In many ways, the Country Club and Bellingham have had a unique relationship over the past 100 years.
Though the club is now known for its pristine fairways and greens, not every event over the past 100 years has been a 300-yard drive right down the middle.
But the hardships the club has endured over the years and many of the colorful characters in its past have helped build the Country Club into what it is today.
In addition to providing what many members consider a golf experience second to none in the Pacific Northwest, BGCC provides fine dining, swimming lessons and numerous social opportunities throughout the year.
The club also hosts numerous charity tournaments to benefit such agencies as Habitat for Humanity and the YMCA, and the course makes room for the Western Washington University and area high school golf programs to practice and host tournaments on its links.
"What the Country Club provides to this community is not typical from what you see from a lot of other country clubs," McAllister said. "There is a stereotype about country clubs, that they snooty and exclusive, and that's not what we're about here.

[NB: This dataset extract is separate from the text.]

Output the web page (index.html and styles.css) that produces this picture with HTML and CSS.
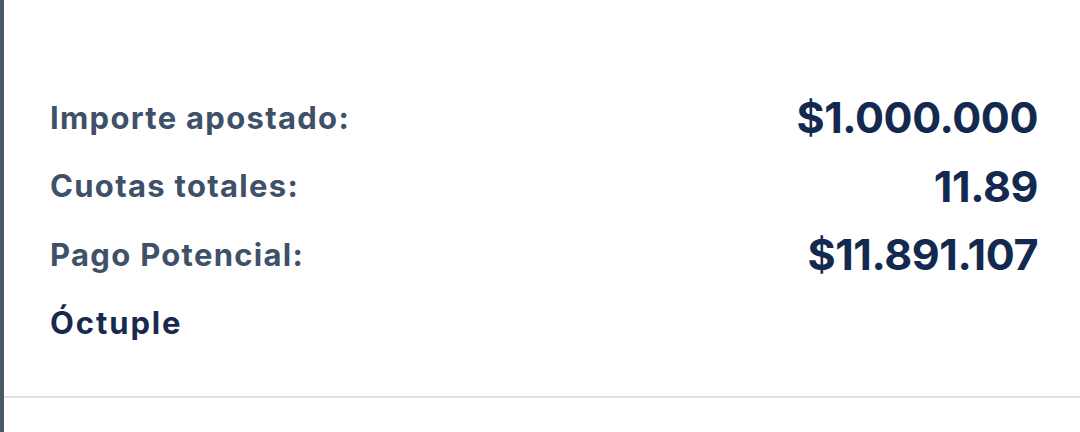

In fact, we're the exact opposite. We're a very community-oriented club. Our employees and membership have long supported this community."
Perhaps, in part, that is because the Country Club also has had support from the community, helping it to reach this 100-year anniversary.

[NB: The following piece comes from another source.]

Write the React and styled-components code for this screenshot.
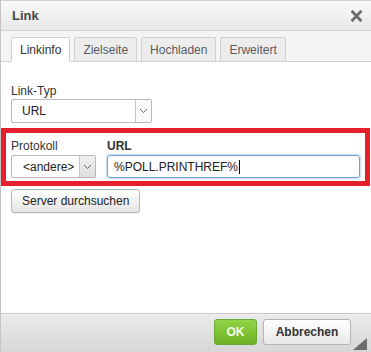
import React from "react";
import styled, { createGlobalStyle } from "styled-components";

const Global = createGlobalStyle`
  html, body { margin: 0; padding: 0; background: #fff; }
  body { font-family: "Liberation Sans", Arial, sans-serif; font-size: 12px; color: #333; }
  * { box-sizing: border-box; }
`;

const Dialog = styled.div`
  position: relative;
  width: 371px;
  height: 352px;
  display: flex;
  flex-direction: column;
  border-left: 1px solid #c4c4c4;
  border-top: 1px solid #cfcfcf;
  background: #fff;
  overflow: hidden;
`;

const TitleBar = styled.div`
  height: 30px;
  flex: none;
  display: flex;
  align-items: center;
  justify-content: space-between;
  padding: 0 9px 0 11px;
  background: linear-gradient(#f9f9f9, #e8e8e8);
  border-bottom: 1px solid #d2d2d2;
`;

const Title = styled.div`
  font-weight: bold;
  font-size: 13px;
  color: #474747;
`;

const Close = styled.svg`
  width: 11px;
  height: 12px;
  display: block;
`;

const TabBar = styled.div`
  height: 31px;
  flex: none;
  display: flex;
  align-items: flex-end;
  gap: 4px;
  padding-left: 10px;
  background: #f4f4f4;
  border-bottom: 1px solid #d1d1d1;
`;

const Tab = styled.div`
  height: 25px;
  margin-bottom: -1px;
  padding: 0 8px;
  display: flex;
  align-items: center;
  font-size: 12px;
  border: 1px solid #d0d0d0;
  border-bottom-color: ${(p) => (p.$active ? "#fff" : "#d1d1d1")};
  background: ${(p) => (p.$active ? "#fff" : "#ededed")};
  color: ${(p) => (p.$active ? "#333" : "#5a5a5a")};
  border-radius: 2px 2px 0 0;
`;

const Body = styled.div`
  flex: 1;
  padding: 22px 11px 0 10px;
  display: flex;
  flex-direction: column;
  align-items: flex-start;
`;

const Label = styled.div`
  line-height: 14px;
  height: 14px;
  margin-bottom: ${(p) => p.$gap || 1}px;
  font-weight: ${(p) => (p.$bold ? "bold" : "normal")};
  color: #333;
`;

const SelectBox = styled.div`
  width: ${(p) => p.$w}px;
  height: ${(p) => p.$h || 24}px;
  display: flex;
  border: 1px solid #b8b8b8;
  border-radius: 2px;
  background: #fff;
`;

const SelectText = styled.div`
  flex: 1;
  display: flex;
  align-items: center;
  padding-left: ${(p) => p.$pad || 10}px;
  color: #222;
`;

const Arrow = styled.div`
  width: 16px;
  display: flex;
  align-items: center;
  justify-content: center;
  border-left: 1px solid #c6c6c6;
  background: ${(p) => (p.$gray ? "linear-gradient(#efefef, #dedede)" : "#fafafa")};
`;

const Row = styled.div`
  position: relative;
  margin-top: 16px;
  width: 100%;
  display: flex;
  gap: 11px;
`;

const Field = styled.div`
  display: flex;
  flex-direction: column;
  flex: ${(p) => (p.$grow ? 1 : "none")};
`;

const Highlight = styled.div`
  position: absolute;
  left: -10px;
  right: -10px;
  top: -11px;
  bottom: -8px;
  border: 5px solid #e4202c;
  pointer-events: none;
`;

const Input = styled.div`
  height: 23px;
  display: flex;
  align-items: center;
  padding-left: 6px;
  border: 1px solid #6f9fd3;
  border-radius: 3px;
  box-shadow: 0 0 2px 1px rgba(120, 170, 225, 0.45);
  color: #222;
`;

const Caret = styled.span`
  display: inline-block;
  width: 1px;
  height: 14px;
  background: #000;
  margin-left: 1px;
`;

const Button = styled.div`
  margin-top: 11px;
  height: 24px;
  padding: 0 10px;
  display: flex;
  align-items: center;
  border: 1px solid #b6b6b6;
  border-radius: 3px;
  background: linear-gradient(#ffffff, #e4e4e4);
  box-shadow: 0 1px 0 rgba(0, 0, 0, 0.06);
  color: #222;
`;

const Footer = styled.div`
  position: relative;
  height: 39px;
  flex: none;
  display: flex;
  justify-content: flex-end;
  align-items: flex-start;
  gap: 6px;
  padding: 5px 20px 0 0;
  border-top: 1px solid #c6c6c6;
  box-shadow: inset 0 1px 0 #f0f0f0;
  background: linear-gradient(#ebebeb, #d7d7d7);
`;

const FooterButton = styled.div`
  height: 26px;
  width: ${(p) => p.$w}px;
  display: flex;
  align-items: center;
  justify-content: center;
  font-weight: bold;
  font-size: 12px;
  border-radius: 3px;
  border: 1px solid ${(p) => (p.$primary ? "#6aa935" : "#b5b5b5")};
  background: ${(p) =>
    p.$primary ? "linear-gradient(#92d447, #6cb123)" : "linear-gradient(#ffffff, #e8e8e8)"};
  color: ${(p) => (p.$primary ? "#f4ffe8" : "#333")};
`;

const Resizer = styled.svg`
  position: absolute;
  right: 4px;
  bottom: 2px;
  width: 14px;
  height: 12px;
`;

function Chevron() {
  return (
    <svg width="9" height="6" viewBox="0 0 9 6">
      <polyline points="1,1 4.5,4.5 8,1" fill="none" stroke="#666" strokeWidth="1" />
    </svg>
  );
}

export default function App() {
  return (
    <>
      <Global />
      <Dialog>
        <TitleBar>
          <Title>Link</Title>
          <Close viewBox="0 0 11 12">
            <path d="M1.5 1.8 L9.5 10.2 M9.5 1.8 L1.5 10.2" stroke="#6c6c6c" strokeWidth="2.8" strokeLinecap="square" />
          </Close>
        </TitleBar>
        <TabBar>
          <Tab $active>Linkinfo</Tab>
          <Tab>Zielseite</Tab>
          <Tab>Hochladen</Tab>
          <Tab>Erweitert</Tab>
        </TabBar>
        <Body>
          <Label>Link-Typ</Label>
          <SelectBox $w={141}>
            <SelectText $pad={10}>URL</SelectText>
            <Arrow>
              <Chevron />
            </Arrow>
          </SelectBox>
          <Row>
            <Highlight />
            <Field>
              <Label $gap={2}>Protokoll</Label>
              <SelectBox $w={85} $h={23}>
                <SelectText $pad={11}>&lt;andere&gt;</SelectText>
                <Arrow $gray>
                  <Chevron />
                </Arrow>
              </SelectBox>
            </Field>
            <Field $grow>
              <Label $gap={2} $bold>URL</Label>
              <Input>
                %POLL.PRINTHREF%
                <Caret />
              </Input>
            </Field>
          </Row>
          <Button>Server durchsuchen</Button>
        </Body>
        <Footer>
          <FooterButton $primary $w={43}>OK</FooterButton>
          <FooterButton $w={88}>Abbrechen</FooterButton>
          <Resizer viewBox="0 0 14 12">
            <polygon points="14,0 14,12 0,12" fill="#6b6b6b" />
          </Resizer>
        </Footer>
      </Dialog>
    </>
  );
}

The first "unofficial" meeting to build the Country Club took place in 1911, according to a book detailing the history of the club that Steve Hager wrote as an honors project when he was at Western Washington University in 1980.
The Country Club was officially incorporated on June 7, 1912, according to a letter from Reed.
"Although I do not know the individual circumstances of your particular group, incorporations were at the time primarily delivered by horseback," Reed wrote in his letter to McAllister. "Because few owned cars, and the roads outside Olympia were virtually impassible, incorporating a business was quite an adventure."
It was also in 1912 that the Country Club agreed to a 10-year lease with the Bellingham Bay Improvement Company for 1421/2 acres for the purpose of constructing a golf course and clubhouse on the site that the Country Club currently sits on.
Eleven members made up the club's "Founding Fathers." They quickly hired the club's first head professional and selected John Ball Sr. to build what was then a nine-hole course at an approximate cost of $3,300. Local architect F.S. Piper designed the original clubhouse, which was built for $5,000 more, according to Hager's book.
But shortly after bonds were sold in 1919 to help the Country Club purchase the land from the Bellingham Bay Improvement Company for $40,000, the Great Depression hit, and the club struggled to financially stay afloat and sometimes maintain members for much of the next four decades.
"My folks told me a lot of interesting history about the club," said Rick Wiehe, who started as a caddie at the club and has been a part of it for 60 years. "When it started, it used to be a white-collar gang of bankers and doctors. When they ran into trouble back in the 1950s, they put up $200 shares for sale, and a lot of people came from the old Lakeway Golf Course and some of the other public golf courses in the area. That's how a number of members joined the country club, and you saw the membership become a little more blue-collar. A lot of the members started coming from the old paper mill and various other places, and it changed the membership at the course."
The resulting money from that change, along with a club president McKinley Ellis' 1948 negotiations with the bond holders to reduce the debt by nearly $15,000 and rewrite it as a real estate contract, played a big part in saving the course from financial ruin, as well.
By 1956, the real estate contract was paid off - two years ahead of schedule.
Since then, the Country Club, which expanded to 18 holes in 1925, added a swimming pool in 1961 and opened a new, expanded clubhouse in 2005. It's also withstood a fire that damaged the original clubhouse in 1986 and a severe windstorm in the 1990s that knocked down 170 trees lining the course.
"There is a lot of history out there on that course," Van Andel said. "Some of those trees out there are over 100 years old. You can see some of those same trees in old photos. They may have been saplings then, but they're huge now."
The club may have been able to put most of its troubles behind it, but it never lost its blue-collar, everybody-is-welcome atmosphere or returned to the stuffy, overly sophisticated stereotypes associated with other country clubs.
Many club members and staff believe the attitude at Bellingham Golf and Country Club today is a reflection of the community in which it resides.
"It's a little different at a club like this in a small town like this," BGCC head golf professional Mike Montgomery said in a phone interview. "The one thing that is apparent to me is the membership has always rolled up its sleeves and gotten things done that needed to get done. It's those little extra things that you don't see at some the big city clubs I've worked at. We still see work groups every morning, with members getting their hands dirty doing things that need to be done around here.
"It's a tribute to how this club got here. They're still taking place today. There is a sense of community and pride at this place, and I think it is that attitude that is going to keep this place around for another 100 years."